What is the difference between Land and Expand and traditional sales?

Traditional sales often aims for a large, single transaction upfront. Land and Expand, however, prioritizes a smaller initial sale to build trust and prove value, with the explicit intention of growing the account over time. It's a more strategic, long-term relationship-focused approach, common in complex B2B environments.

How can an IT software vendor expand after the initial 'land'?

After the initial 'land,' an IT vendor can expand by offering additional features, modules, or services. They might upsell to a higher-tier subscription, increase user licenses, or integrate with other systems. Demonstrating ROI from the initial solution is key to justifying further investment and deepening the partnership.

What does 'demonstrating immediate value' mean in Land and Expand?

Demonstrating immediate value means quickly showing the client or partner a clear, measurable benefit from the initial small engagement. For IT, this could be increased efficiency. For manufacturing, it might be superior product performance or cost savings.
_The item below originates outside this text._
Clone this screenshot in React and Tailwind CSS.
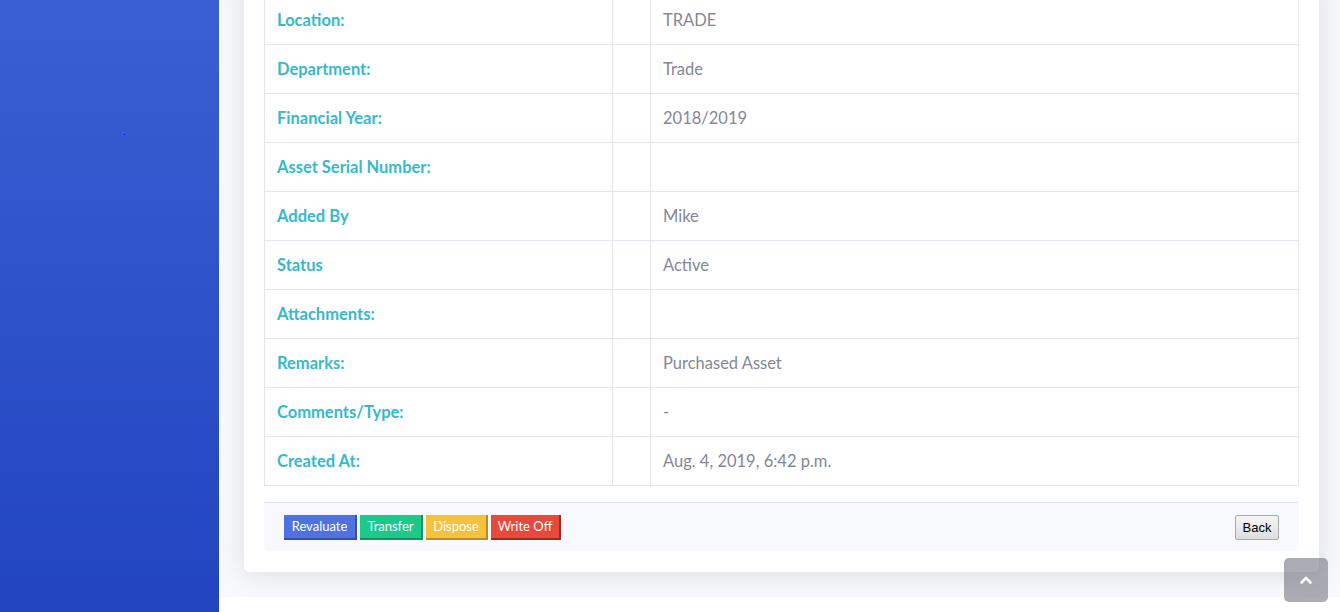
import React from 'react';

const rows = [
  ['Location:', 'TRADE'],
  ['Department:', 'Trade'],
  ['Financial Year:', '2018/2019'],
  ['Asset Serial Number:', ''],
  ['Added By', 'Mike'],
  ['Status', 'Active'],
  ['Attachments:', ''],
  ['Remarks:', 'Purchased Asset'],
  ['Comments/Type:', '-'],
  ['Created At:', 'Aug. 4, 2019, 6:42 p.m.'],
];

export default function App() {
  return (
    <div className="relative h-[612px] w-[1340px] overflow-hidden flex" style={{ fontFamily: 'Lato, "Open Sans", sans-serif' }}>
      {/* sidebar */}
      <div className="relative w-[219px] shrink-0 bg-gradient-to-b from-[#3a5fd4] to-[#2244c0]">
        <div className="absolute left-[124px] top-[134px] w-px h-px bg-[#0000ff]"></div>
      </div>

      {/* content */}
      <div className="flex-1 flex flex-col bg-white">
        <div className="h-[597px] bg-[#f8f9fc] flex flex-col justify-end overflow-hidden pl-[25px] pr-[21px] pb-[25px]">
          <div className="shrink-0 bg-white rounded-[5px] shadow-[0_2px_28px_rgba(58,59,69,0.15)] px-5 pt-5 pb-[21px]">
            <table className="w-full border-collapse text-[16.5px]">
              <tbody>
                {rows.map(([label, value]) => (
                  <tr key={label}>
                    <td className="w-[348px] border border-[#e3e6f0] px-3 py-3 leading-6 font-bold text-[#36b9cc]">{label}</td>
                    <td className="w-[38px] border border-[#e3e6f0]"></td>
                    <td className="border border-[#e3e6f0] px-3 py-3 leading-6 text-[#858796]">{value}</td>
                  </tr>
                ))}
              </tbody>
            </table>

            <div className="mt-4 bg-[#f8f9fc] border-t border-[#e3e6f0] rounded-b-[5px] px-5 pt-[12px] pb-[11px] flex items-center justify-between">
              <div className="flex gap-[3px] text-[13px] text-white">
                <button className="h-[25px] w-[73px] bg-[#4e73df] border-r-2 border-b-2 border-[#3451b0]">Revaluate</button>
                <button className="h-[25px] w-[63px] bg-[#1cc88a] border-r-2 border-b-2 border-[#13915f]">Transfer</button>
                <button className="h-[25px] w-[62px] bg-[#f6c23e] border-r-2 border-b-2 border-[#b88e24]">Dispose</button>
                <button className="h-[25px] w-[70px] bg-[#e74a3b] border-r-2 border-b-2 border-[#a32a20]">Write Off</button>
              </div>
              <button
                className="h-[25px] w-[44px] text-[13px] text-black border border-[#a9a9a9] rounded-[2px] bg-gradient-to-b from-[#f6f6f6] to-[#dedede]"
                style={{ fontFamily: '"Liberation Sans", Arial, sans-serif' }}
              >
                Back
              </button>
            </div>
          </div>
        </div>
      </div>

      {/* scroll to top */}
      <div className="absolute right-[12px] bottom-[10px] w-[44px] h-[44px] rounded-[5px] bg-[rgba(90,92,105,0.5)] flex items-center justify-center">
        <svg width="12" height="8" viewBox="0 0 12 8" fill="none">
          <path d="M1.5 6.5 L6 2 L10.5 6.5" stroke="white" strokeWidth="2.6" strokeLinecap="round" strokeLinejoin="round" />
        </svg>
      </div>
    </div>
  );
}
This early success builds trust and lays the groundwork for future expansion.

Can Land and Expand be applied to services, not just products?

Yes, absolutely. A consulting firm might start with a small project or a focused assessment for a client. Once they deliver excellent results and build rapport, they can expand into larger, more comprehensive strategic engagements or long-term retainer services. The principle of proving value first remains the same.

What are the potential risks of the Land and Expand strategy?

Risks include clients not seeing enough value from the initial 'land,' or a lack of clear expansion paths. Poor account management can also lead to stagnation. It requires continuous effort to nurture relationships and identify new needs, otherwise, the initial small deal might not grow into anything larger.